Billboard interviews Neil Young about the documentary, CSNY: Deja Vu.

Q: One of the film's most powerful scenes shows Atlanta fans angrily filing out of the venue, not before telling you to go to hell, and that's putting it kindly. When you look back on the tour, are there faces and middle fingers in particular that stick out?

Neil Young: "I remember some faces. There's one guy I remember for sure, and he's not in the movie. This was a harrowing experience at times, and it's not an experience that I would like to repeat. I think it was a one-off. I think if I did this kind of thing for the rest of my life, I'd become like CNN, and I don't really respect that very much. It's like the same thing on a loop. I don't see the need for that. I like to be a full-length program, not a repeating segment."


The Toronto Star makes a Star Trek mixtape.

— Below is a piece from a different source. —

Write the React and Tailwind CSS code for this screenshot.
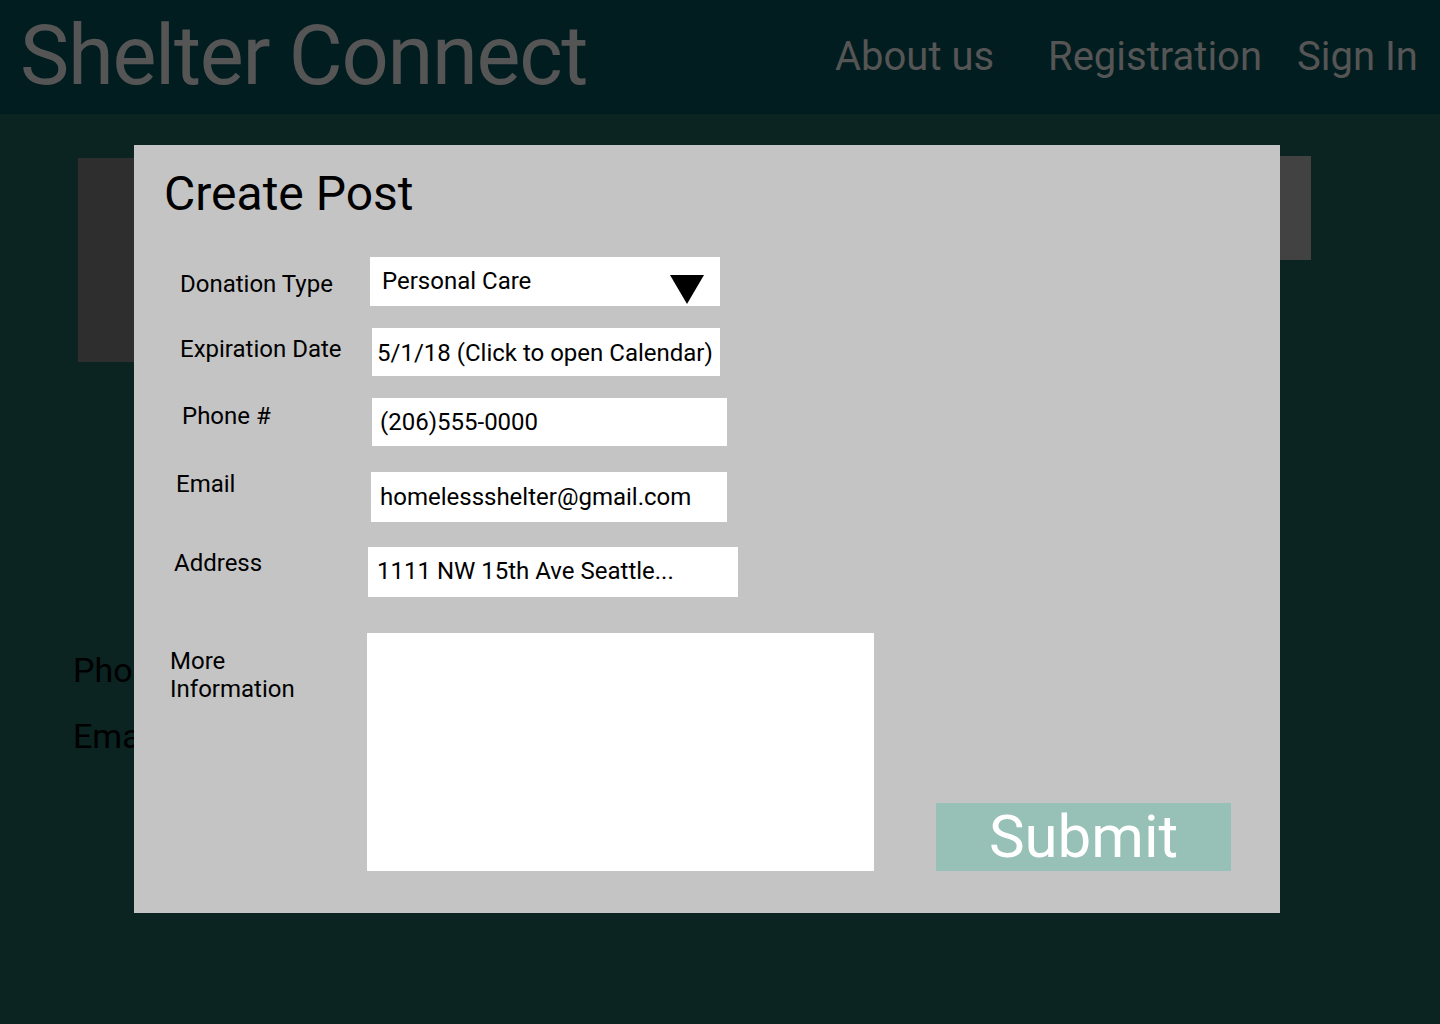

The New York Times reviews (and excerpts) the new essay collection by David Sedaris, When You Are Engulfed in Flames.

The Minneapolis City Pages offers tips for attendees at Sedaris readings.


Paste recaps day two of Bonnaroo.


The Globe and Mail reviews Michael Chabon's essay collection, Maps and Legends.

Inevitably, it's Chabon's eye, his mastery of those million marvellous quotidian things, that makes so many of these pieces hum. Observing, say, the union of art and commerce: "the quickening force, neglected, derided, and denied, of money and the getting of it on a ready imagination." Or his beloved comics: "the literary equivalent of bubblegum cards, to be poked into the spokes of a young mind, where they would produce a satisfying - but entirely bogus - rumble of pleasure."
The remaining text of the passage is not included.